Bagikan:

JAKARTA - Kantor Hak Asasi Manusia pada Hari Selasa mengatakan, Israel masih memberlakukan pembatasan yang "melanggar hukum" terhadap bantuan kemanusiaan untuk Jalur Gaza, meski Israel dan sejumlah negara menyatakan hambatan tersebut telah dilonggarkan.

Perang Hamas-Israel di Gaza yang pecah 7 Oktober lalu mengubah sebagian besar Jalur Gaza, dengan ratusan ribu orang kini mengungsi dan memadati tempat penampungan yang dipenuhi penyakit.

Jumlah bantuan yang kini masuk ke Gaza masih diperdebatkan, di mana Israel dan Washington mengatakan aliran bantuan telah meningkat dalam beberapa hari terakhir, namun badan-badan PBB mengatakan jumlah tersebut masih jauh di bawah tingkat minimum.

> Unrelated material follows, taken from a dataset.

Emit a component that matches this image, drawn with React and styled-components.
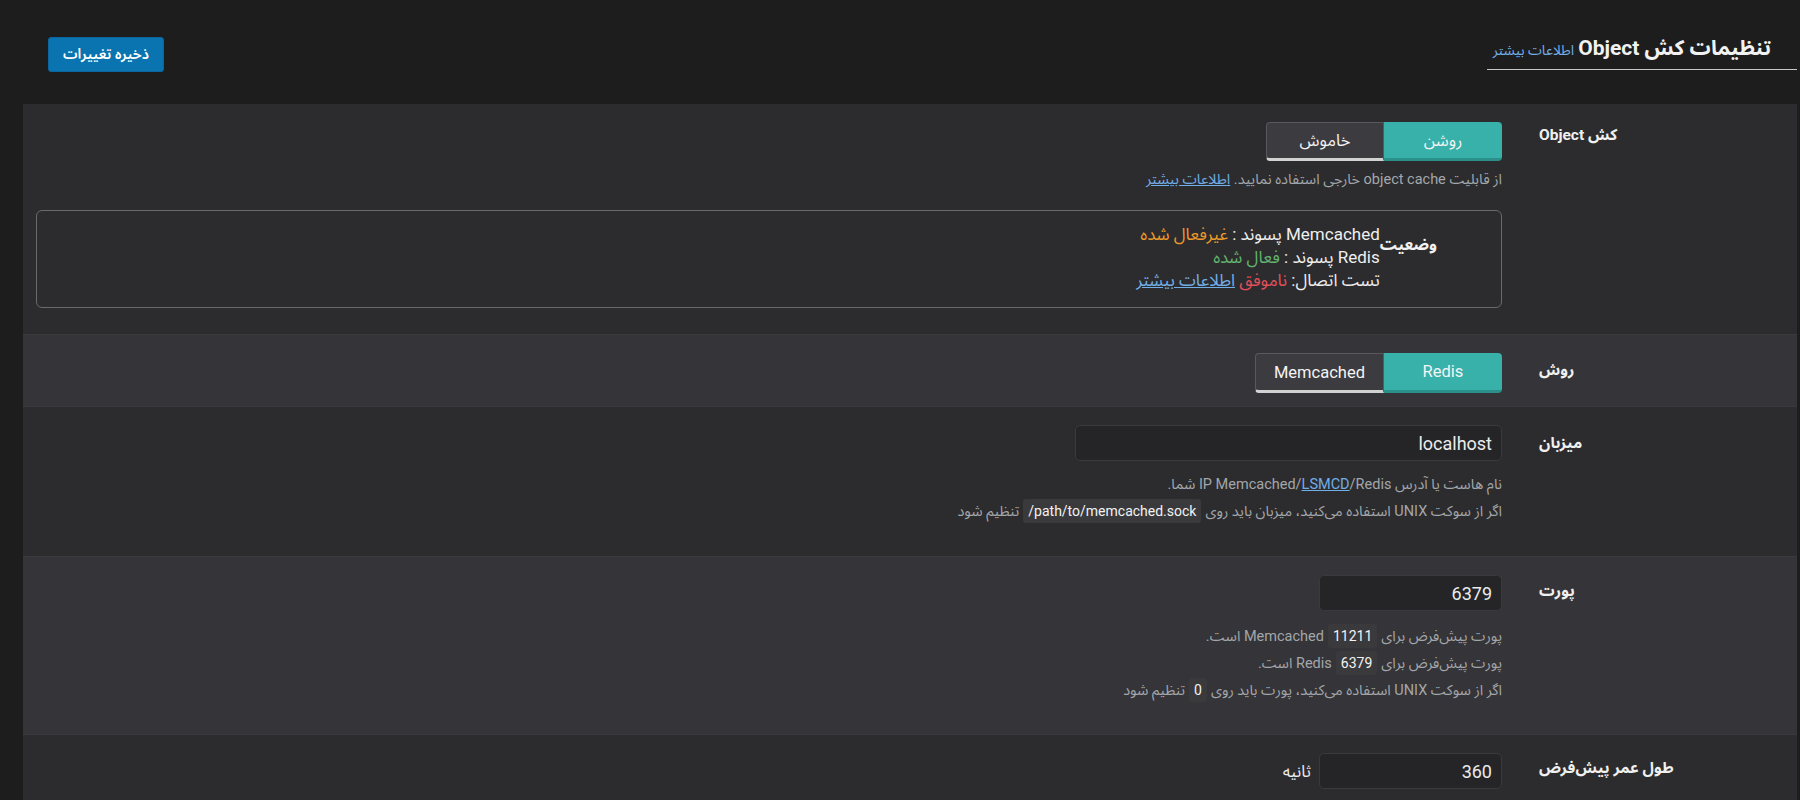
import React from "react";
import styled, { createGlobalStyle } from "styled-components";

const Global = createGlobalStyle`
  html, body {
    margin: 0;
    padding: 0;
    background: #1d1d1d;
    height: 800px;
    overflow: hidden;
  }
  body {
    font-family: Roboto, "Noto Sans Arabic", "Vazirmatn", "DejaVu Sans", sans-serif;
    color: #ececec;
  }
  * { box-sizing: border-box; }
`;

const Page = styled.div`
  direction: rtl;
  width: 1800px;
`;

const Header = styled.header`
  display: flex;
  justify-content: space-between;
  align-items: flex-start;
  height: 104px;
  padding: 0 3px 0 48px;
`;

const TitleBlock = styled.div`
  width: 310px;
  margin-top: 33px;
  height: 37px;
  padding-right: 26px;
  border-bottom: 1px solid #c6c6c6;
  display: flex;
  align-items: baseline;
  gap: 4px;
`;

const Title = styled.h1`
  margin: 0;
  font-size: 21px;
  font-weight: 700;
  color: #f2f2f2;
  line-height: 30px;
`;

const HeadLink = styled.a`
  font-size: 14px;
  color: #72aee6;
  text-decoration: none;
`;

const SaveButton = styled.button`
  margin-top: 37px;
  height: 35px;
  width: 116px;
  background: #0a74b0;
  border: 1px solid #0b65a0;
  border-radius: 3px;
  color: #fff;
  font-family: inherit;
  font-size: 14.5px;
  font-weight: 600;
  cursor: pointer;
`;

const Panel = styled.section`
  margin: 0 3px 0 23px;
`;

const Row = styled.div`
  display: flex;
  background: ${(p) => (p.$alt ? "#353438" : "#2c2c2e")};
  border-top: ${(p) => (p.$first ? "none" : "1px solid #3a3a3d")};
  padding: 18px 0 ${(p) => p.$pb ?? 15}px;
`;

const Label = styled.div`
  flex: 0 0 295px;
  min-width: 0;
  padding-left: 37px;
  padding-top: ${(p) => p.$pt ?? 5}px;
  text-align: left;
  font-size: 15.5px;
  font-weight: 700;
  line-height: 24px;
  color: #f0f0f0;
  white-space: nowrap;
`;

const Content = styled.div`
  flex: 1;
  padding-left: 13px;
`;

const Toggle = styled.div`
  display: inline-flex;
`;

const ToggleBtn = styled.button`
  min-width: 118px;
  height: ${(p) => p.$h || 39}px;
  padding: 0 18px;
  font-family: inherit;
  font-size: 16.5px;
  color: #f4f4f4;
  cursor: pointer;
  background: ${(p) => (p.$active ? "#37b1a9" : "#3c3b40")};
  border: ${(p) => (p.$active ? "none" : "1px solid #58585d")};
  border-bottom: 3px solid ${(p) => (p.$active ? "#2a9089" : "#d2d2d2")};
  border-radius: ${(p) => (p.$active ? "0 4px 4px 0" : "4px 0 0 4px")};
`;

const Desc = styled.div`
  margin-top: ${(p) => p.$mt ?? 8}px;
  font-size: 14.5px;
  line-height: ${(p) => p.$lh ?? 20}px;
  color: #a3a7ab;
  padding-bottom: ${(p) => p.$pb ?? 0}px;
`;

const Line = styled.div`
  white-space: nowrap;
`;

const Ltr = styled.span`
  direction: ltr;
  unicode-bidi: isolate;
`;

const Link = styled.a`
  color: #72aee6;
  text-decoration: underline;
`;

const Code = styled.code`
  display: inline-block;
  direction: ltr;
  unicode-bidi: isolate;
  background: #3a3a3d;
  color: #f2f2f2;
  font-family: inherit;
  font-size: 14px;
  line-height: 20px;
  padding: 2px 5px;
  margin: 0 4px;
  border-radius: 3px;
`;

const StatusBox = styled.div`
  margin-top: 20px;
  margin-bottom: 11px;
  border: 1px solid #6a6a6d;
  border-radius: 6px;
  padding: 12px 64px 15px 0;
  display: flex;
  align-items: flex-start;
`;

const StatusLabel = styled.div`
  font-size: 16px;
  font-weight: 700;
  color: #f2f2f2;
  padding-top: 5px;
`;

const StatusLines = styled.div`
  font-size: 17px;
  line-height: 23px;
  color: #efefef;
`;

const Tone = styled.span`
  color: ${(p) => p.$c};
`;

const InputWrap = styled.div`
  display: flex;
  align-items: center;
  gap: 8px;
`;

const Input = styled.input`
  width: ${(p) => p.$w}px;
  height: 36px;
  background: #252527;
  border: 1px solid #3a3a3e;
  border-radius: 5px;
  color: #ececec;
  font-family: inherit;
  font-size: 18px;
  padding: 0 9px;
  text-align: right;
  direction: rtl;
  outline: none;
`;

const Unit = styled.span`
  font-size: 16.5px;
  color: #eaeaea;
`;

export default function App() {
  return (
    <Page>
      <Global />
      <Header>
        <TitleBlock>
          <Title>تنظیمات کش Object</Title>
          <HeadLink href="#">اطلاعات بیشتر</HeadLink>
        </TitleBlock>
        <SaveButton>ذخیره تغییرات</SaveButton>
      </Header>
      <Panel>
        <Row $first>
          <Label $pt={1}>کش Object</Label>
          <Content>
            <Toggle>
              <ToggleBtn $active>روشن</ToggleBtn>
              <ToggleBtn>خاموش</ToggleBtn>
            </Toggle>
            <Desc $mt={9}>
              از قابلیت object cache خارجی استفاده نمایید.{" "}
              <Link href="#">اطلاعات بیشتر</Link>
            </Desc>
            <StatusBox>
              <StatusLabel>وضعیت</StatusLabel>
              <StatusLines>
                <Line>
                  Memcached پسوند : <Tone $c="#eb9a2a">غیرفعال شده</Tone>
                </Line>
                <Line>
                  Redis پسوند : <Tone $c="#62b46e">فعال شده</Tone>
                </Line>
                <Line>
                  تست اتصال: <Tone $c="#e0505c">ناموفق</Tone>{" "}
                  <Link href="#">اطلاعات بیشتر</Link>
                </Line>
              </StatusLines>
            </StatusBox>
          </Content>
        </Row>
        <Row $alt $pb={13}>
          <Label>روش</Label>
          <Content>
            <Toggle>
              <ToggleBtn $active $h={40}>Redis</ToggleBtn>
              <ToggleBtn $h={40}>Memcached</ToggleBtn>
            </Toggle>
          </Content>
        </Row>
        <Row>
          <Label $pt={6}>میزبان</Label>
          <Content>
            <Input $w={427} defaultValue="localhost" />
            <Desc $mt={10} $lh={27} $pb={16}>
              <Line>
                نام هاست یا آدرس{" "}
                <Ltr>
                  IP Memcached/<Link href="#">LSMCD</Link>/Redis
                </Ltr>{" "}
                شما.
              </Line>
              <Line>
                اگر از سوکت UNIX استفاده می‌کنید، میزبان باید روی
                <Code>/path/to/memcached.sock</Code>
                تنظیم شود
              </Line>
            </Desc>
          </Content>
        </Row>
        <Row $alt>
          <Label $pt={4}>پورت</Label>
          <Content>
            <Input $w={183} defaultValue="6379" />
            <Desc $mt={12} $lh={27} $pb={15}>
              <Line>
                پورت پیش‌فرض برای<Code>11211</Code>Memcached است.
              </Line>
              <Line>
                پورت پیش‌فرض برای<Code>6379</Code>Redis است.
              </Line>
              <Line>
                اگر از سوکت UNIX استفاده می‌کنید، پورت باید روی<Code>0</Code>تنظیم شود
              </Line>
            </Desc>
          </Content>
        </Row>
        <Row $pb={40}>
          <Label $pt={3}>طول عمر پیش‌فرض</Label>
          <Content>
            <InputWrap>
              <Input $w={183} defaultValue="360" />
              <Unit>ثانیه</Unit>
            </InputWrap>
          </Content>
        </Row>
      </Panel>
    </Page>
  );
}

"Israel terus memberlakukan pembatasan yang melanggar hukum terhadap masuknya dan distribusi bantuan kemanusiaan, melakukan penghancuran infrastruktur sipil secara luas," kata juru bicara kantor hak asasi manusia PBB Ravina Shamdasani pada konferensi pers di Jenewa, mengulangi seruan agar Israel tidak mengekang akses, dikutip dari Reuters 17 April.

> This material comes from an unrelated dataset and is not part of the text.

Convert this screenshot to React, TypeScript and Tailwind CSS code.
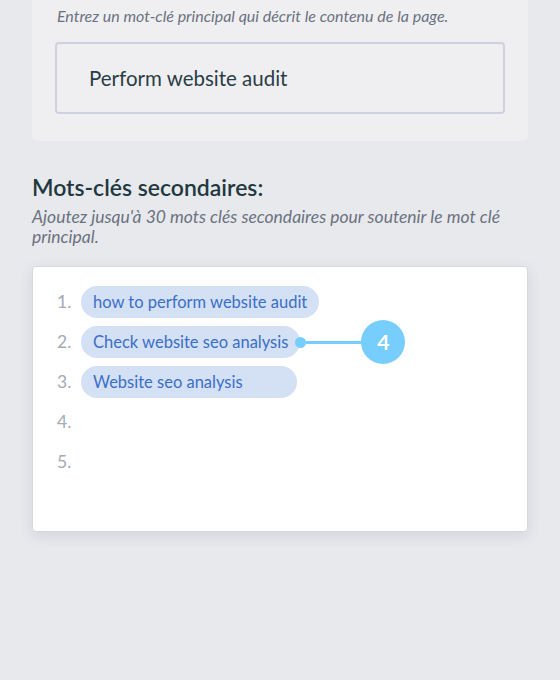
const keywords = [
  "how to perform website audit",
  "Check website seo analysis",
  "Website seo analysis",
  "",
  "",
];

export default function App() {
  return (
    <div
      className="min-h-[680px] w-[560px] bg-[#e8e9ed] px-8"
      style={{ fontFamily: "Lato, 'Open Sans', sans-serif" }}
    >
      <div className="rounded-b-md bg-[#efeff2] px-[23px] pb-[27px] pt-[6px]">
        <p className="pl-[2px] text-[16px] italic leading-5 text-[#6b7280]">
          Entrez un mot-clé principal qui décrit le contenu de la page.
        </p>
        <div className="mt-4 flex h-[72px] items-center rounded-[4px] border-2 border-[#cfd2dd] px-[32px]">
          <span className="text-[20.5px] text-[#2b3d44]">Perform website audit</span>
        </div>
      </div>

      <h2 className="mt-[30px] text-[23px] font-semibold leading-8 text-[#22383f]">
        Mots-clés secondaires:
      </h2>
      <p className="mt-[4px] text-[17.5px] italic leading-5 text-[#6b7280]">
        Ajoutez jusqu'à 30 mots clés secondaires pour soutenir le mot clé principal.
      </p>

      <div className="mt-[19px] h-[266px] rounded-[4px] border border-[#d6d8e1] bg-white px-6 pt-[19px] shadow-[0_4px_14px_rgba(60,65,90,0.12)]">
        <ol className="flex flex-col gap-2">
          {keywords.map((kw, i) => (
            <li key={i} className="flex h-8 items-center">
              <span className="w-6 text-[17.5px] text-[#a4aab6]">{i + 1}.</span>
              {kw && (
                <span className="relative flex h-8 min-w-[216px] items-center rounded-full bg-[#d4e0f4] px-3 text-[16.5px] text-[#3a6fc7]">
                  {kw}
                  {i === 1 && (
                    <span className="absolute left-full top-1/2 flex -translate-y-1/2 items-center">
                      <span className="-ml-[5px] h-[11px] w-[11px] rounded-full bg-[#77cefd]" />
                      <span className="h-[3px] w-[55px] bg-[#77cefd]" />
                      <span className="flex h-11 w-11 items-center justify-center rounded-full bg-[#77cefd] text-[21px] font-bold text-white">
                        4
                      </span>
                    </span>
                  )}
                </span>
              )}
            </li>
          ))}
        </ol>
      </div>
    </div>
  );
}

Israel, yang membantah menghalangi bantuan kemanusiaan ke Gaza, menghadapi tekanan internasional yang semakin besar untuk membiarkan lebih banyak pasokan masuk ke Jalur Gaza, sejak Israel menyerang konvoi bantuan pada tanggal 1 April yang menewaskan pekerja bantuan internasional.

"Mereka yang mengirimkan atau mencoba mengakses bantuan kemanusiaan tidak boleh diserang," tegas Shamdasani.

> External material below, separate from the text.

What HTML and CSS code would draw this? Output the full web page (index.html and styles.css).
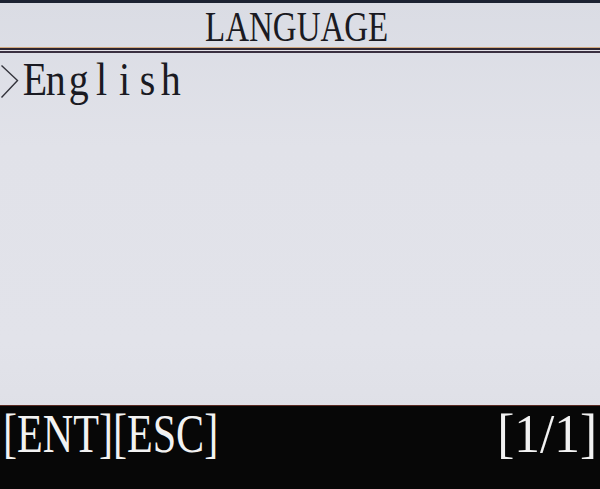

Kemarin, Kementerian Kesehatan di Gaza mengumumkan jumlah korban jiwa warga Palestina yang tewas di Gaza telah mencapai 33.843 jiwa dan korban luka-luka mencapai 76.575 orang sejak konflik Israel-Hamas pecah pada 7 Oktober 2023, dikutip dari Xinhua.

Badan Anak-anak PBB (UNICEF) menyerukan peningkatan evakuasi medis dari Gaza, dan mengatakan kurang dari separuh permohonan berhasil.

"Dengan sedikitnya 70 anak terluka setiap hari, kami perlu meningkatkan jumlah evakuasi medis sehingga anak-anak dapat mengakses layanan kesehatan yang sangat mereka butuhkan," kata Tess Ingram dari UNICEF pada konferensi pers bersama Shamdasani, menggambarkan kasus anak-anak yang ia temui mengalami luka tembak dan amputasi.

"Tubuh mereka yang hancur dan kehidupan mereka yang retak merupakan bukti kebrutalan yang dipaksakan kepada mereka," tandasnya.